TASK STATEMENT
Pull out all lines from the listing below in which the word "components" appears.

RAW DATA
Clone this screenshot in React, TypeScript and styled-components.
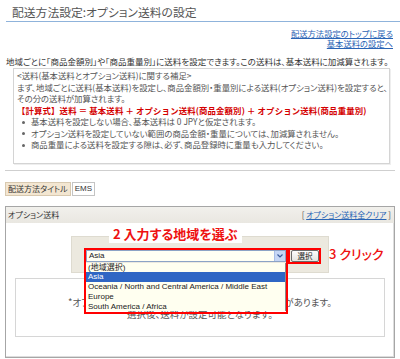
import React from 'react'
import styled, { createGlobalStyle } from 'styled-components'

const GlobalStyle = createGlobalStyle`
    html, body {
        margin: 0;
        padding: 0;
        background: #ffffff;
    }
    body {
        font-family: 'Noto Sans CJK JP', 'Liberation Sans', sans-serif;
        font-feature-settings: 'palt';
        color: #444;
        width: 400px;
        overflow: hidden;
    }
`

const Page = styled.div`
    width: 400px;
    height: 359px;
    box-sizing: border-box;
    padding: 0 5px;
    overflow: hidden;
    position: relative;
`

const Title = styled.h1`
    margin: 0 -5px 0 1px;
    padding: 5px 0 2px 6px;
    font-size: 11.8px;
    line-height: 14px;
    font-weight: 400;
    color: #555;
    border-bottom: 1px solid #8fb3db;
`

const NavLinks = styled.div`
    margin-top: 6px;
    padding-right: 2px;
    display: flex;
    flex-direction: column;
    align-items: flex-end;
`

const NavLink = styled.a`
    font-size: 8.3px;
    line-height: 10px;
    color: #2a64b5;
    text-decoration: underline;
`

const Lead = styled.p`
    margin: 8px 0 0 1px;
    font-size: 8.5px;
    line-height: 10px;
    color: #333;
    white-space: nowrap;
`

const NoteBox = styled.div`
    margin: 2px 5px 0 8px;
    padding: 1px 3px 12px 3px;
    border: 1px solid #d4d4d4;
    box-shadow: 1px 1px 0 #eee;
    font-size: 8.4px;
    line-height: 11.5px;
    color: #555;
    white-space: nowrap;
`

const Formula = styled.div`
    color: #d40000;
    font-weight: 700;
    font-feature-settings: normal;
    letter-spacing: 0.15px;
`

const BulletList = styled.ul`
    margin: 0;
    padding: 0 0 0 14px;
    list-style: none;
`

const Bullet = styled.li`
    position: relative;
    &::before {
        content: '';
        position: absolute;
        left: -9px;
        top: 4.5px;
        width: 3px;
        height: 3px;
        border-radius: 50%;
        background: #666;
    }
`

const Divider = styled.hr`
    margin: 6px 0 0 0;
    border: 0;
    border-top: 1px solid #cfcfcf;
`

const TabRow = styled.div`
    margin-top: 11px;
    display: flex;
    gap: 1px;
`

const Tab = styled.span<{ $active?: boolean }>`
    display: block;
    height: 14px;
    box-sizing: border-box;
    padding: 0 2px;
    font-size: 8px;
    line-height: 12px;
    color: #333;
    border: 1px solid ${({ $active }) => ($active ? '#d8c9b0' : '#c4c4c4')};
    background: ${({ $active }) => ($active ? '#f3e6d1' : '#ffffff')};
    font-family: ${({ $active }) => ($active ? "'Noto Sans CJK JP'" : "'Liberation Sans'")}, sans-serif;
`

const Panel = styled.div`
    margin-top: 10px;
    border: 1px solid #a6a6a6;
    box-shadow: inset -1px -1px 0 #ddd;
`

const PanelHeader = styled.div`
    height: 16px;
    padding: 0 3px 0 2px;
    display: flex;
    align-items: center;
    justify-content: space-between;
    background: linear-gradient(#f1f0ec, #e9e7e1);
    font-size: 8px;
    color: #333;
`

const ClearLink = styled.span`
    color: #555;
    a {
        color: #2a64b5;
        text-decoration: underline;
    }
`

const PanelBody = styled.div`
    padding: 13px 9px 20px 9px;
`

const SelectArea = styled.div`
    position: relative;
    width: 258px;
    height: 37px;
    box-sizing: border-box;
    margin: 0 auto;
    padding: 13px 0 0 14px;
    background: #ece9df;
    border: 1px solid #dedbd0;
    display: flex;
    align-items: flex-start;
`

const Callout = styled.span<{ $boxed?: boolean }>`
    position: absolute;
    color: #ee1111;
    font-size: 13px;
    line-height: 18px;
    font-weight: ${({ $boxed }) => ($boxed ? 700 : 500)};
    white-space: nowrap;
    background: ${({ $boxed }) => ($boxed ? '#ffffff' : 'transparent')};
    padding: 0 4px;
`

const SelectField = styled.div`
    position: relative;
    width: 200px;
    height: 12px;
`

const SelectBox = styled.div`
    height: 12px;
    box-sizing: border-box;
    border: 1px solid #8ca3c6;
    background: #fffff4;
    display: flex;
    align-items: center;
    justify-content: space-between;
    font-family: 'Liberation Sans', sans-serif;
    font-size: 8px;
    color: #222;
    padding-left: 2px;
`

const ArrowButton = styled.span`
    width: 10px;
    height: 10px;
    background: #c6d6f5;
    border-left: 1px solid #a8bde6;
    display: flex;
    align-items: center;
    justify-content: center;
`

const OptionList = styled.ul`
    position: absolute;
    left: 0;
    top: 13px;
    width: 200px;
    margin: 0;
    padding: 0;
    list-style: none;
    background: #fffff0;
    border-right: 1px solid #8a8a8a;
    box-sizing: border-box;
    font-family: 'Liberation Sans', 'Noto Sans CJK JP', sans-serif;
    font-size: 8px;
    z-index: 2;
`

const OptionItem = styled.li<{ $selected?: boolean }>`
    height: 9.8px;
    line-height: 9.8px;
    padding-left: 2px;
    color: ${({ $selected }) => ($selected ? '#ffffff' : '#222')};
    background: ${({ $selected }) => ($selected ? '#2f66c4' : 'transparent')};
    white-space: nowrap;
`

const RedFrame = styled.span`
    position: absolute;
    border: 2px solid #f00;
    box-sizing: border-box;
    z-index: 3;
    pointer-events: none;
`

const ButtonWrap = styled.div`
    position: relative;
    margin-left: 5px;
`

const PickButton = styled.button`
    display: block;
    width: 28px;
    height: 12px;
    padding: 0;
    border: 1px solid #6b6b6b;
    border-radius: 2px;
    background: linear-gradient(#fdfdfd, #e4e4e0);
    font-family: 'Noto Sans CJK JP', sans-serif;
    font-size: 7.5px;
    line-height: 10px;
    color: #222;
`

const InfoBox = styled.div`
    margin-top: 5px;
    height: 59px;
    box-sizing: border-box;
    padding-top: 17px;
    border: 1px solid #d6d6d6;
    text-align: center;
    font-size: 9.5px;
    line-height: 12.5px;
    color: #555;
`

const Chevron = () => (
    <svg width="6" height="4" viewBox="0 0 6 4">
        <path d="M0.5 0.5 L3 3 L5.5 0.5" fill="none" stroke="#3a5a9a" strokeWidth="1.2" />
    </svg>
)

const regions = [
    '(地域選択)',
    'Asia',
    'Oceania / North and Central America / Middle East',
    'Europe',
    'South America / Africa'
]

function App(): JSX.Element {
    return (
        <>
            <GlobalStyle />
            <Page>
                <Title>配送方法設定:オプション送料の設定</Title>
                <NavLinks>
                    <NavLink>配送方法設定のトップに戻る</NavLink>
                    <NavLink>基本送料の設定へ</NavLink>
                </NavLinks>
                <Lead>地域ごとに「商品金額別」や「商品重量別」に送料を設定できます。この送料は、基本送料に加減算されます。</Lead>
                <NoteBox>
                    <div>&lt;送料(基本送料とオプション送料)に関する補足&gt;</div>
                    <div>まず、地域ごとに送料(基本送料)を設定し、商品金額別・重量別による送料(オプション送料)を設定すると、</div>
                    <div>その分の送料が加算されます。</div>
                    <Formula>【計算式】送料 ＝ 基本送料 ＋ オプション送料(商品金額別) ＋ オプション送料(商品重量別)</Formula>
                    <BulletList>
                        <Bullet>基本送料を設定しない場合、基本送料は 0 JPYと仮定されます。</Bullet>
                        <Bullet>オプション送料を設定していない範囲の商品金額・重量については、加減算されません。</Bullet>
                        <Bullet>商品重量による送料を設定する隙は、必ず、商品登録時に重量も入力してください。</Bullet>
                    </BulletList>
                </NoteBox>
                <Divider />
                <TabRow>
                    <Tab $active>配送方法タイトル</Tab>
                    <Tab>EMS</Tab>
                </TabRow>
                <Panel>
                    <PanelHeader>
                        <span>オプション送料</span>
                        <ClearLink>
                            [ <a>オプション送料全クリア</a> ]
                        </ClearLink>
                    </PanelHeader>
                    <PanelBody>
                        <SelectArea>
                            <Callout $boxed style={{ left: 37, top: -12 }}>
                                2 入力する地域を選ぶ
                            </Callout>
                            <SelectField>
                                <SelectBox>
                                    <span>Asia</span>
                                    <ArrowButton>
                                        <Chevron />
                                    </ArrowButton>
                                </SelectBox>
                                <OptionList>
                                    {regions.map((r) => (
                                        <OptionItem key={r} $selected={r === 'Asia'}>
                                            {r}
                                        </OptionItem>
                                    ))}
                                </OptionList>
                                <RedFrame style={{ left: -2, right: -2, top: -2, height: 66 }} />
                            </SelectField>
                            <ButtonWrap>
                                <PickButton>選択</PickButton>
                                <RedFrame style={{ left: -3, right: -2, top: -2, bottom: -2 }} />
                            </ButtonWrap>
                            <Callout style={{ left: 253, top: 8 }}>3 クリック</Callout>
                        </SelectArea>
                        <InfoBox>
                            *オプション送料を設定するには、地域を選択する必要があります。
                            <br />
                            選択後、送料が設定可能となります。
                        </InfoBox>
                    </PanelBody>
                </Panel>
            </Page>
        </>
    )
}

export default App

REPLY
Clone this screenshot in React, TypeScript and styled-components.
import styled, { createGlobalStyle } from 'styled-components'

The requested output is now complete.